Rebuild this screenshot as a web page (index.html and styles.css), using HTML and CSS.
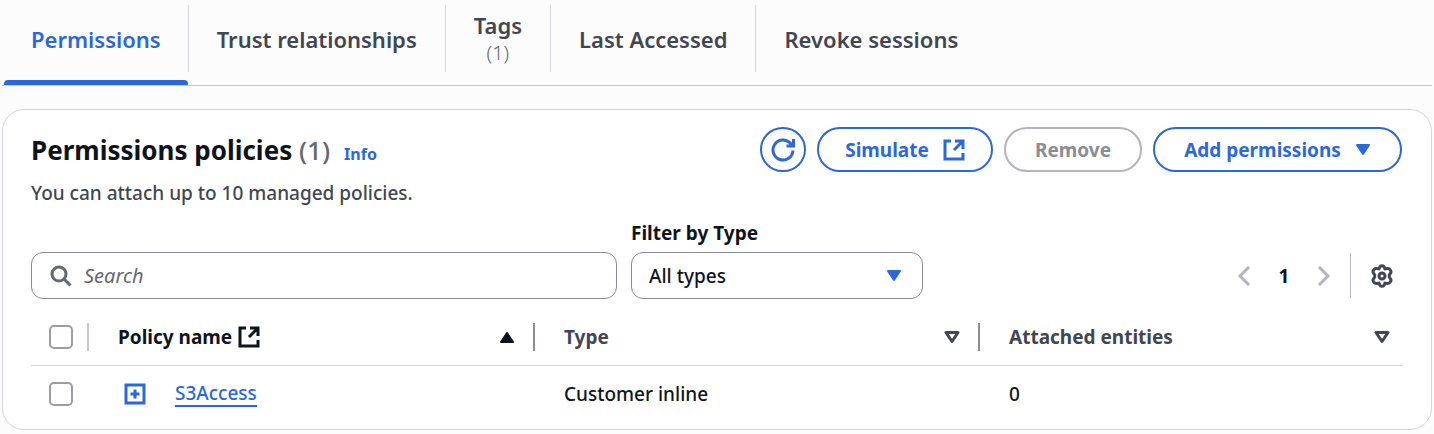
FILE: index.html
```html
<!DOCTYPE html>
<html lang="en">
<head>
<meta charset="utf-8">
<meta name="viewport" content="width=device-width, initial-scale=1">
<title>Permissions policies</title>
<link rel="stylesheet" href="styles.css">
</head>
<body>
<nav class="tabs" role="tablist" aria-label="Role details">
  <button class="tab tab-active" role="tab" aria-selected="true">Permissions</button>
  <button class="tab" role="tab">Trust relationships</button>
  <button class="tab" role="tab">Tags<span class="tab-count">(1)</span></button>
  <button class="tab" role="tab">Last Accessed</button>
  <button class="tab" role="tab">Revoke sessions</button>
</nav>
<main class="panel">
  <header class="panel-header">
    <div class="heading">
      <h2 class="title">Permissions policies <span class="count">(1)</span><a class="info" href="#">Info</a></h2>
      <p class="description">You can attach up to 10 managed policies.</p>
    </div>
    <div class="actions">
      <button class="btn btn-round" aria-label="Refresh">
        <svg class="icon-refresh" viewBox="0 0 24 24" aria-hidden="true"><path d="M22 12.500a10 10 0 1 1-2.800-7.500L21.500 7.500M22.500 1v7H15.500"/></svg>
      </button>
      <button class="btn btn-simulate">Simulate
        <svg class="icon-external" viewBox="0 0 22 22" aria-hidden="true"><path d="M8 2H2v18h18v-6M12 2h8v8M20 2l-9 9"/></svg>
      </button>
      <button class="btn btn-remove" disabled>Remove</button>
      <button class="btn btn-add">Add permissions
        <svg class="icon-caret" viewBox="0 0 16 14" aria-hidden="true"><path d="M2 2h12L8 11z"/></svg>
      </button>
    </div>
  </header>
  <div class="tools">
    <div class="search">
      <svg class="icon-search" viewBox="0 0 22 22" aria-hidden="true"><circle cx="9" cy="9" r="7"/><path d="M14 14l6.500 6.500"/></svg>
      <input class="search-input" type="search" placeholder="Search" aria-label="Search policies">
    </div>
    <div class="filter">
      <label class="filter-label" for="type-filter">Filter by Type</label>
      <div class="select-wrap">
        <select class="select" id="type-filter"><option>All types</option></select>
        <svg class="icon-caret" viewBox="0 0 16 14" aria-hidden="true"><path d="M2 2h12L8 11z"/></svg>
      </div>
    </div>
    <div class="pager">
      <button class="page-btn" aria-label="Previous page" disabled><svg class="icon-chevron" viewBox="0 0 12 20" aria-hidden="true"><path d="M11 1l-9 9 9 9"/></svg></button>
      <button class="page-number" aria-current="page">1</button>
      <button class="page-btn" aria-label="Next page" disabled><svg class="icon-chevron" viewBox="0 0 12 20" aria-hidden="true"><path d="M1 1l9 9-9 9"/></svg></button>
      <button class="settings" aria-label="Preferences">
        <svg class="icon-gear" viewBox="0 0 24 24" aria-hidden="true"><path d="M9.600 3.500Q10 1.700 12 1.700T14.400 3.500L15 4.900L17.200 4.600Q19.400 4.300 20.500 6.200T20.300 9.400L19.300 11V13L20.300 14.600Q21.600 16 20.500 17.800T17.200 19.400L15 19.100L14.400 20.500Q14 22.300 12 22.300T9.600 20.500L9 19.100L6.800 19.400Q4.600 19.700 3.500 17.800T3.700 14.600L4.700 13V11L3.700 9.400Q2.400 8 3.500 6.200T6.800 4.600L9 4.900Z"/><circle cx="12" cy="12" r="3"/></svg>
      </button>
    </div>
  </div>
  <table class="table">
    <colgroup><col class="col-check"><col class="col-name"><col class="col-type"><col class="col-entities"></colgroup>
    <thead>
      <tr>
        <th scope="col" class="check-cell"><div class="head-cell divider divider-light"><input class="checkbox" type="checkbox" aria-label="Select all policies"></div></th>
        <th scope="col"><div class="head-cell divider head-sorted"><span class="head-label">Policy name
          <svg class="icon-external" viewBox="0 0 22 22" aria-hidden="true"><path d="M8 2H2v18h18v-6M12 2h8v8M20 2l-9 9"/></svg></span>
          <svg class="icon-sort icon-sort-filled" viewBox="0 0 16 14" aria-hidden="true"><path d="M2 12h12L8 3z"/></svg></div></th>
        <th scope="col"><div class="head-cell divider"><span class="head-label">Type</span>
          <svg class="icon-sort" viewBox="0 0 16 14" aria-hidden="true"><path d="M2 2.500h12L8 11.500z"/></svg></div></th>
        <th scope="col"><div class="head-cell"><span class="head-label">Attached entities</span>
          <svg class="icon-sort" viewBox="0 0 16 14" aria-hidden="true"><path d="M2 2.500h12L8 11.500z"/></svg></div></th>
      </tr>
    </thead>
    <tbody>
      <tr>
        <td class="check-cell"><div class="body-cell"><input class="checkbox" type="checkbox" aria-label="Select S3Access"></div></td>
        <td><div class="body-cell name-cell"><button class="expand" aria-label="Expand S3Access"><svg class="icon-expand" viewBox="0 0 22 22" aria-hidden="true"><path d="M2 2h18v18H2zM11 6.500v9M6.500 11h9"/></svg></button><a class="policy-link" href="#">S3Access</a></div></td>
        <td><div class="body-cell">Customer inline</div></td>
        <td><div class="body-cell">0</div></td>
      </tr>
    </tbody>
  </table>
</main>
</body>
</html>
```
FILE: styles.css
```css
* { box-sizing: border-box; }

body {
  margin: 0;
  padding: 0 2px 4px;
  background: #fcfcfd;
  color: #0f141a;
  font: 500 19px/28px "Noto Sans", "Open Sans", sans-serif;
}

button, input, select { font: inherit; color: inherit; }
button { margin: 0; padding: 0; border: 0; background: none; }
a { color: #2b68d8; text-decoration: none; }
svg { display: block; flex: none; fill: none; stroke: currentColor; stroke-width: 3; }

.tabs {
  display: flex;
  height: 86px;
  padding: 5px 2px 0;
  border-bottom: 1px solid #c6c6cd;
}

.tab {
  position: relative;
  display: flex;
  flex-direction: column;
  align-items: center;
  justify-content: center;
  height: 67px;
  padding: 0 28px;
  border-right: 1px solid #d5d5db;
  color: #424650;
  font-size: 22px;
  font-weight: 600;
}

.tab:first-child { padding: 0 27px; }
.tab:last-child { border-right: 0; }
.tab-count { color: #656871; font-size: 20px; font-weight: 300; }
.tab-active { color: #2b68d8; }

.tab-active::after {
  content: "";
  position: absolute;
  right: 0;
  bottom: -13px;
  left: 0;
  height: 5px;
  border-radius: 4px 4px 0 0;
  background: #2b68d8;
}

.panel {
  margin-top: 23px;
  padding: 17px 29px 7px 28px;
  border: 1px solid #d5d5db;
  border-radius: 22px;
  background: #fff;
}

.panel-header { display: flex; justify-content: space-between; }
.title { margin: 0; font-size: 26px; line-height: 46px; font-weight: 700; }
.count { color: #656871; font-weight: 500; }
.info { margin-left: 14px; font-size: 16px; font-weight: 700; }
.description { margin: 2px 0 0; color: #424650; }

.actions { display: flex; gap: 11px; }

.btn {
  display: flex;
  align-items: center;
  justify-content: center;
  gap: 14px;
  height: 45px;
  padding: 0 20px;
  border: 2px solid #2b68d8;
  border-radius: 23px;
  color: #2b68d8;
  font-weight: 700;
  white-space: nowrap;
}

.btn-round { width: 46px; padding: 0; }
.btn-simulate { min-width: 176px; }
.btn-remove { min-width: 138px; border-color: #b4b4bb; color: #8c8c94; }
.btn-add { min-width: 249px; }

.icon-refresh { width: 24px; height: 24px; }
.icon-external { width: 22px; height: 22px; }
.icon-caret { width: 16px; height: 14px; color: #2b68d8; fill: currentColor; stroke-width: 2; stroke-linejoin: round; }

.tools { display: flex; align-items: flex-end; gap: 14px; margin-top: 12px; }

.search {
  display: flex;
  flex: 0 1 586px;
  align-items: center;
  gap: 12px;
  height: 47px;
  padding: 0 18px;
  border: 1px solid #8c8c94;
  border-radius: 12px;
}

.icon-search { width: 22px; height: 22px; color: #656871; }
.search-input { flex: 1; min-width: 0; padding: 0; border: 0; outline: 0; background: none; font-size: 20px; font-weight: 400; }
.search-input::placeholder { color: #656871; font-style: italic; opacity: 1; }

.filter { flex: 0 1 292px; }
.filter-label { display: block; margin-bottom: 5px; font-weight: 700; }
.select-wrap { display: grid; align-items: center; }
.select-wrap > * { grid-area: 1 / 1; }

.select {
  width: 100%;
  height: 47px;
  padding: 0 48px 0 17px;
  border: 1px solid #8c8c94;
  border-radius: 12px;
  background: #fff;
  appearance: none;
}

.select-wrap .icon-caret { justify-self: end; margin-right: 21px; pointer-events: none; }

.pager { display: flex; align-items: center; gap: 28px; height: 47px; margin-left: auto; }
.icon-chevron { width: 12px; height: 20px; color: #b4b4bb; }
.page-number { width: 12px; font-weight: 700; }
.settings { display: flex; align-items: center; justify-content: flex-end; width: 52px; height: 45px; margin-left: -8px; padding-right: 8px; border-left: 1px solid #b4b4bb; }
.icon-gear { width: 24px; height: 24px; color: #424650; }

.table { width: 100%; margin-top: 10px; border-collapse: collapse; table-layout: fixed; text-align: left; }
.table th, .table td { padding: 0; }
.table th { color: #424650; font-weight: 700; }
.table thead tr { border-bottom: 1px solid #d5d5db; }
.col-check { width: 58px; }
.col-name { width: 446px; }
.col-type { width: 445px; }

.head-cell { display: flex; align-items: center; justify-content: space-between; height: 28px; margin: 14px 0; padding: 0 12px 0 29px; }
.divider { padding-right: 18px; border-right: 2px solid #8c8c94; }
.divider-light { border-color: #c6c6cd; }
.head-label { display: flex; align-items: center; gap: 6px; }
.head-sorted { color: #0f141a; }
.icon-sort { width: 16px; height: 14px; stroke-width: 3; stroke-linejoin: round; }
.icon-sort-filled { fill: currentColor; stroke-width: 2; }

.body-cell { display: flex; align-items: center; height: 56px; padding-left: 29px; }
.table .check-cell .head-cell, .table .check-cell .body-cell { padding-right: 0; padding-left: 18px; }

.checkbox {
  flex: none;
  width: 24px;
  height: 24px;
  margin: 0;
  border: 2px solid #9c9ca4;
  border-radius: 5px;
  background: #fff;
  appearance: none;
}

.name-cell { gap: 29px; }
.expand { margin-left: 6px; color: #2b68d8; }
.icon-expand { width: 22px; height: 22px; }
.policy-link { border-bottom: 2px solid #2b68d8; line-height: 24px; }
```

* _Aim_
Where does the word "styles" appear? Return each line that holds it.

* _Task answer_
Rebuild this screenshot as a web page (index.html and styles.css), using HTML and CSS.
<link rel="stylesheet" href="styles.css">
FILE: styles.css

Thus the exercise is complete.